What this task involves. Locate the string "React" in the listing below. Copy every line where it is found.

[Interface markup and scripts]
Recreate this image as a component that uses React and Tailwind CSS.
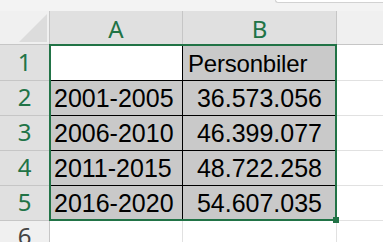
import React from "react";

const rows = [
  { n: "1", a: "", b: "Personbiler", h: "h-[36px]" },
  { n: "2", a: "2001-2005", b: "36.573.056", h: "h-[35px]" },
  { n: "3", a: "2006-2010", b: "46.399.077", h: "h-[35px]" },
  { n: "4", a: "2011-2015", b: "48.722.258", h: "h-[35px]" },
  { n: "5", a: "2016-2020", b: "54.607.035", h: "h-[35px]" },
];

const cellFont = { fontFamily: '"Liberation Sans", Arial, sans-serif' };
const headFont = { fontFamily: '"Noto Sans", "Open Sans", sans-serif' };

export default function App() {
  return (
    <div className="relative w-[383px] h-[242px] overflow-hidden bg-white">
      {/* strip above the headers */}
      <div className="h-[11px] bg-[#f3f3f3] flex justify-end">
        <div className="w-[108px] h-[3px] bg-white border-b border-l border-[#d2d2d2] rounded-bl-[6px]" />
      </div>

      {/* column headers */}
      <div className="flex h-[34px]" style={headFont}>
        <div className="relative w-[50px] bg-[#f0f0f0] border-r border-b border-[#c6c6c6]">
          <svg className="absolute right-[2px] bottom-[2px]" width="28" height="28" viewBox="0 0 28 28">
            <polygon points="28,0 28,28 0,28" fill="#dcdcdc" />
          </svg>
        </div>
        <div className="w-[133px] bg-[#e0e0e0] border-r border-b border-[#c6c6c6] flex items-center justify-center text-[24px] leading-none text-[#217346] pt-[2px]">
          A
        </div>
        <div className="w-[154px] bg-[#e0e0e0] border-r border-b border-[#c6c6c6] flex items-center justify-center text-[24px] leading-none text-[#217346] pt-[2px]">
          B
        </div>
        <div className="flex-1 bg-[#f0f0f0] border-b border-[#c6c6c6]" />
      </div>

      {rows.map((r, i) => (
        <div key={r.n} className={`flex ${r.h}`}>
          <div
            className="w-[50px] bg-[#e0e0e0] border-r border-b border-[#c6c6c6] flex items-end justify-center pb-[6px] text-[24px] leading-[24px] text-[#217346]"
            style={headFont}
          >
            {r.n}
          </div>
          <div
            className={
              r.a
                ? "w-[133px] bg-[#c9c9c9] border-r border-b border-black flex items-end pl-[4px] pb-[4px] text-[25px] leading-[25px] text-black"
                : "w-[133px] bg-white border-r border-b border-black"
            }
            style={cellFont}
          >
            {r.a}
          </div>
          <div
            className={
              i === 0
                ? "w-[154px] bg-[#c9c9c9] border-r border-b border-black flex items-end pl-[5px] pb-[4px] text-[24px] leading-[25px] tracking-[-0.2px] text-black"
                : "w-[154px] bg-[#c9c9c9] border-r border-b border-black flex items-end justify-end pr-[14px] pb-[4px] text-[25px] leading-[25px] text-black"
            }
            style={cellFont}
          >
            {r.b}
          </div>
          <div className="flex-1 border-b border-[#e1e1e1]" />
        </div>
      ))}

      {/* row 6 */}
      <div className="flex h-[21px]">
        <div
          className="w-[50px] bg-[#f0f0f0] border-r border-[#c6c6c6] flex items-start justify-center pt-[3px] text-[24px] leading-[24px] text-[#444444]"
          style={headFont}
        >
          6
        </div>
        <div className="w-[133px] border-r border-[#e1e1e1]" />
        <div className="w-[154px] border-r border-[#e1e1e1]" />
        <div className="flex-1" />
      </div>

      {/* selection outline + fill handle */}
      <div className="absolute left-[49px] top-[44px] w-[288px] h-[177px] border-2 border-[#217346] pointer-events-none" />
      <div className="absolute left-[333px] top-[217px] w-[6px] h-[6px] bg-[#217346]" />
    </div>
  );
}
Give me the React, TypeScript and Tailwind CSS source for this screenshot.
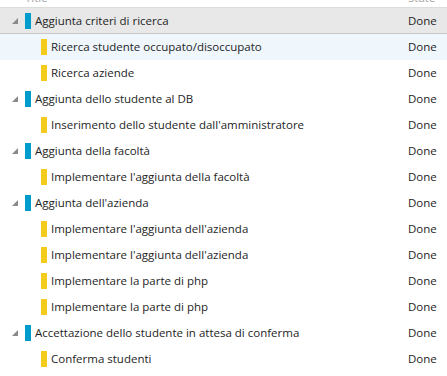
type Row = {
  title: string;
  state: string;
  level: 0 | 1;
};

const rows: Row[] = [
  { title: "Aggiunta criteri di ricerca", state: "Done", level: 0 },
  { title: "Ricerca studente occupato/disoccupato", state: "Done", level: 1 },
  { title: "Ricerca aziende", state: "Done", level: 1 },
  { title: "Aggiunta dello studente al DB", state: "Done", level: 0 },
  { title: "Inserimento dello studente dall'amministratore", state: "Done", level: 1 },
  { title: "Aggiunta della facoltà", state: "Done", level: 0 },
  { title: "Implementare l'aggiunta della facoltà", state: "Done", level: 1 },
  { title: "Aggiunta dell'azienda", state: "Done", level: 0 },
  { title: "Implementare l'aggiunta dell'azienda", state: "Done", level: 1 },
  { title: "Implementare l'aggiunta dell'azienda", state: "Done", level: 1 },
  { title: "Implementare la parte di php", state: "Done", level: 1 },
  { title: "Implementare la parte di php", state: "Done", level: 1 },
  { title: "Accettazione dello studente in attesa di conferma", state: "Done", level: 0 },
  { title: "Conferma studenti", state: "Done", level: 1 },
];

// little filled corner triangle used for expanded parents
const Expander = () => (
  <svg width="6" height="6" viewBox="0 0 6 6" className="shrink-0">
    <polygon points="6,0 6,6 0,6" fill="#8a8a8a" />
  </svg>
);

export default function App() {
  return (
    <div
      className="w-[447px] h-[376px] overflow-hidden bg-white text-[11.5px] text-[#1e1e1e]"
      style={{ fontFamily: '"Segoe UI", "Open Sans", sans-serif' }}
    >
      <div className="grid grid-cols-[408px_1fr] h-[8px] overflow-hidden border-b border-[#dcdcdc] text-[#a6a6a6]">
        <div className="pl-[25px] -mt-[10px] leading-[16px]">Title</div>
        <div className="-mt-[10px] leading-[16px]">State</div>
      </div>
      {rows.map((r, i) => (
        <div
          key={i}
          className={`grid grid-cols-[408px_1fr] h-[26px] items-center ${
            i === 0
              ? "bg-[#e8e8e8] border-b border-[#c8c8c8]"
              : i === 1
              ? "bg-[#eff6fc]"
              : ""
          }`}
        >
          <div className="flex items-center min-w-0">
            {r.level === 0 ? (
              <>
                <div className="w-[25px] pl-[12px] flex items-center">
                  <Expander />
                </div>
                <div className="w-[6px] h-[16px] bg-[#009ccc] shrink-0" />
              </>
            ) : (
              <>
                <div className="w-[41px] shrink-0" />
                <div className="w-[6px] h-[16px] bg-[#f2cb1d] shrink-0" />
              </>
            )}
            <span className="pl-[4px] truncate">{r.title}</span>
          </div>
          <div>{r.state}</div>
        </div>
      ))}
    </div>
  );
}
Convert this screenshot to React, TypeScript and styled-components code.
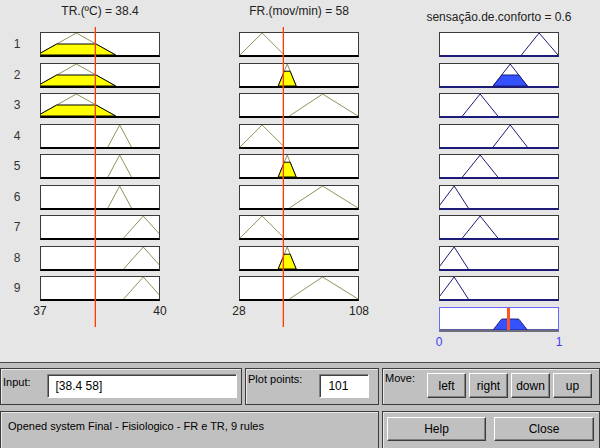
import React from "react";
import styled, { createGlobalStyle } from "styled-components";

const GlobalStyle = createGlobalStyle`
  html, body {
    margin: 0;
    padding: 0;
  }
  body {
    width: 600px;
    height: 448px;
    overflow: hidden;
    background: #c0c0c0;
    font-family: "Liberation Sans", Arial, sans-serif;
  }
`;

type Tri = [number, number, number];

interface Variable {
  title: string;
  range: [number, number];
  value: number;
  mfs: Tri[];
}

const TR: Variable = {
  title: "TR.(ºC) = 38.4",
  range: [37, 40],
  value: 38.4,
  mfs: [
    [36.9, 37.9, 38.9],
    [38.7, 39.0, 39.3],
    [39.1, 39.6, 40.1],
  ],
};

const FR: Variable = {
  title: "FR.(mov/min) = 58",
  range: [28, 108],
  value: 58,
  mfs: [
    [28, 43, 58],
    [53.9, 60, 66.1],
    [61.5, 84, 108],
  ],
};

const OUT: Variable = {
  title: "sensação.de.conforto = 0.6",
  range: [0, 1],
  value: 0.6,
  mfs: [
    [0.69, 0.84, 1.0],
    [0.45, 0.595, 0.74],
    [0.19, 0.34, 0.49],
    [-0.02, 0.12, 0.24],
  ],
};

// [TR mf, FR mf, output mf]
const rules: [number, number, number][] = [
  [0, 0, 0],
  [0, 1, 1],
  [0, 2, 2],
  [1, 0, 1],
  [1, 1, 2],
  [1, 2, 3],
  [2, 0, 2],
  [2, 1, 3],
  [2, 2, 3],
];

const mu = ([a, b, c]: Tri, x: number) =>
  Math.max(0, Math.min((x - a) / (b - a), (c - x) / (c - b), 1));

const W = 118;
const H = 22;

const palette = {
  input: { line: "#92925a", fill: "#ffff00", edge: "#000000" },
  output: { line: "#1c1c78", fill: "#3452ff", edge: "#1c1c78" },
};

type Kind = "input" | "output";

/** one membership function box */
const MfPlot = ({
  tri,
  range,
  level,
  kind,
}: {
  tri: Tri;
  range: [number, number];
  level: number;
  kind: Kind;
}) => {
  const sx = (v: number) => ((v - range[0]) / (range[1] - range[0])) * W;
  const sy = (m: number) => H - m * H;
  const [a, b, c] = tri;
  const col = palette[kind];
  const clip = [
    [a, 0],
    [a + level * (b - a), level],
    [c - level * (c - b), level],
    [c, 0],
  ]
    .map(([x, m]) => `${sx(x)},${sy(m)}`)
    .join(" ");
  return (
    <PlotBox $bottom={kind === "input" ? "#000" : "#1c1c78"}>
      <svg width={W} height={H}>
        <polyline
          points={`${sx(a)},${sy(0)} ${sx(b)},${sy(1)} ${sx(c)},${sy(0)}`}
          fill="none"
          stroke={col.line}
          strokeWidth={1}
        />
        {level > 0 && (
          <polygon points={clip} fill={col.fill} stroke={col.edge} strokeWidth={1} />
        )}
      </svg>
    </PlotBox>
  );
};

const AggregatePlot = ({ strengths }: { strengths: number[] }) => {
  const pts: [number, number][] = [];
  let num = 0;
  let den = 0;
  for (let i = 0; i <= 100; i++) {
    const x = i / 100;
    let m = 0;
    rules.forEach((r, k) => {
      m = Math.max(m, Math.min(strengths[k], mu(OUT.mfs[r[2]], x)));
    });
    num += x * m;
    den += m;
    pts.push([x, m]);
  }
  const centroid = den > 0 ? num / den : 0.5;
  const line = pts.map(([x, m]) => `${x * W},${H - m * H}`).join(" ");
  return (
    <AggBox>
      <svg width={W} height={H}>
        <polygon
          points={`0,${H} ${line} ${W},${H}`}
          fill="#3452ff"
          stroke="#1c1c78"
          strokeWidth={1}
        />
        <rect
          x={Math.round(centroid * W) - 3}
          y={0}
          width={3}
          height={H}
          fill="#ff5522"
        />
      </svg>
    </AggBox>
  );
};

const App = () => {
  const strengths = rules.map((r) =>
    Math.min(mu(TR.mfs[r[0]], TR.value), mu(FR.mfs[r[1]], FR.value))
  );

  const inputColumn = (v: Variable, idx: 0 | 1, offset: number) => {
    const px = Math.round(((v.value - v.range[0]) / (v.range[1] - v.range[0])) * W);
    return (
      <Column $offset={offset}>
        <Title $top={4}>{v.title}</Title>
        <Rows>
          {rules.map((r, i) => {
            const tri = v.mfs[r[idx]];
            return (
              <MfPlot
                key={i}
                tri={tri}
                range={v.range}
                level={mu(tri, v.value)}
                kind="input"
              />
            );
          })}
        </Rows>
        <AxisLabels>
          <span>{v.range[0]}</span>
          <span>{v.range[1]}</span>
        </AxisLabels>
        <ValueLine style={{ left: px }} />
      </Column>
    );
  };

  return (
    <>
      <GlobalStyle />
      <Window>
        <PlotArea>
          <RuleNumbers>
            {rules.map((_, i) => (
              <span key={i}>{i + 1}</span>
            ))}
          </RuleNumbers>
          {inputColumn(TR, 0, 0)}
          {inputColumn(FR, 1, 79)}
          <Column $offset={80}>
            <Title $top={10}>{OUT.title}</Title>
            <Rows>
              {rules.map((r, i) => (
                <MfPlot
                  key={i}
                  tri={OUT.mfs[r[2]]}
                  range={OUT.range}
                  level={strengths[i]}
                  kind="output"
                />
              ))}
              <AggregatePlot strengths={strengths} />
            </Rows>
            <AxisLabels $blue>
              <span>0</span>
              <span>1</span>
            </AxisLabels>
          </Column>
        </PlotArea>

        <ControlBar>
          <Panel>
            <FieldLabel $top={7}>Input:</FieldLabel>
            <Field $width={190} $gap={16}>
              [38.4 58]
            </Field>
          </Panel>
          <Panel>
            <FieldLabel $top={4}>Plot points:</FieldLabel>
            <Field $width={50} $gap={17}>
              101
            </Field>
          </Panel>
          <Panel>
            <FieldLabel $top={3}>Move:</FieldLabel>
            <MoveButtons>
              <Button $width={39}>left</Button>
              <Button $width={39}>right</Button>
              <Button $width={39}>down</Button>
              <Button $width={39}>up</Button>
            </MoveButtons>
          </Panel>
          <StatusPanel>Opened system Final - Fisiologico - FR e TR, 9 rules</StatusPanel>
          <ActionPanel>
            <Button $width={99} $height={24}>
              Help
            </Button>
            <Button $width={100} $height={24}>
              Close
            </Button>
          </ActionPanel>
        </ControlBar>
      </Window>
    </>
  );
};

export default App;

const Window = styled.div`
  width: 600px;
  height: 448px;
  display: flex;
  flex-direction: column;
`;

const PlotArea = styled.div`
  height: 362px;
  flex-shrink: 0;
  background: #e6e6e6;
  display: flex;
  align-items: flex-start;
  color: #222;
  font-size: 12px;
`;

const RuleNumbers = styled.div`
  width: 40px;
  padding-top: 32px;
  display: flex;
  flex-direction: column;
  gap: 5.5px;
  span {
    height: 25px;
    line-height: 25px;
    padding-left: 3px;
    text-align: center;
    width: 28px;
    color: #333;
  }
`;

const Column = styled.div<{ $offset: number }>`
  position: relative;
  width: 120px;
  margin-left: ${(p) => p.$offset}px;
  display: flex;
  flex-direction: column;
`;

const Title = styled.div<{ $top: number }>`
  height: ${(p) => 32 - p.$top}px;
  padding-top: ${(p) => p.$top}px;
  line-height: 14px;
  white-space: nowrap;
  display: flex;
  justify-content: center;
  margin: 0 -40px;
`;

const Rows = styled.div`
  display: flex;
  flex-direction: column;
  gap: 5.5px;
`;

const PlotBox = styled.div<{ $bottom: string }>`
  width: 120px;
  height: 25px;
  box-sizing: border-box;
  background: #fff;
  border: 1px solid #3a3a3a;
  border-bottom: 2px solid ${(p) => p.$bottom};
  svg {
    display: block;
  }
`;

const AggBox = styled.div`
  width: 120px;
  height: 25px;
  box-sizing: border-box;
  background: #fff;
  border: 1px solid #6a6aff;
  border-bottom: 2px solid #6e6e7e;
  svg {
    display: block;
  }
`;

const AxisLabels = styled.div<{ $blue?: boolean }>`
  display: flex;
  justify-content: space-between;
  margin: 3px -20px 0;
  line-height: 14px;
  color: ${(p) => (p.$blue ? "#3c3cff" : "#222")};
  span {
    width: 40px;
    text-align: center;
  }
`;

const ValueLine = styled.div`
  position: absolute;
  top: 27px;
  height: 300px;
  width: 1px;
  background: #ff3c00;
  box-shadow: -1px 0 0 rgba(255, 110, 60, 0.45);
`;

const ControlBar = styled.div`
  flex: 1;
  border-top: 1px solid #4a4a4a;
  background: #c0c0c0;
  padding-top: 5px;
  display: grid;
  grid-template-columns: 242px 134px 218px;
  grid-template-rows: 37px 40px;
  column-gap: 3px;
  row-gap: 6px;
  font-size: 11px;
  color: #000;
`;

const Panel = styled.div`
  box-sizing: border-box;
  border: 1px solid #3c3c3c;
  box-shadow: inset 1px 1px 0 #e8e8e8;
  display: flex;
  align-items: flex-start;
  padding: 0 2px;
`;

const FieldLabel = styled.span<{ $top: number }>`
  margin-top: ${(p) => p.$top}px;
  line-height: 13px;
  white-space: nowrap;
`;

const Field = styled.div<{ $width: number; $gap: number }>`
  box-sizing: border-box;
  width: ${(p) => p.$width}px;
  height: 24px;
  margin: 5px 0 0 ${(p) => p.$gap}px;
  background: #fff;
  border: 1px solid;
  border-color: #808080 #fff #fff #808080;
  box-shadow: inset 1px 1px 0 #404040;
  padding-left: 8px;
  line-height: 22px;
  font-size: 12px;
`;

const MoveButtons = styled.div`
  display: flex;
  gap: 3px;
  margin: 4px 0 0 auto;
  padding-right: 5px;
`;

const Button = styled.div<{ $width: number; $height?: number }>`
  box-sizing: border-box;
  width: ${(p) => p.$width}px;
  height: ${(p) => p.$height ?? 25}px;
  background: #c0c0c0;
  border: 1px solid;
  border-color: #ffffff #3c3c3c #3c3c3c #ffffff;
  box-shadow: inset -1px -1px 0 #808080;
  display: flex;
  align-items: center;
  justify-content: center;
  font-size: 12px;
`;

const StatusPanel = styled(Panel)`
  grid-column: 1 / span 2;
  padding: 7px 7px 0;
  line-height: 14px;
  font-size: 11px;
`;

const ActionPanel = styled(Panel)`
  padding: 5px 0 0 4px;
  gap: 8px;
`;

Written solution.
Recreate this image as a component that uses React and Tailwind CSS.
import React from "react";
Give me the React, TypeScript and Tailwind CSS source for this screenshot.
Convert this screenshot to React, TypeScript and styled-components code.
import React from "react";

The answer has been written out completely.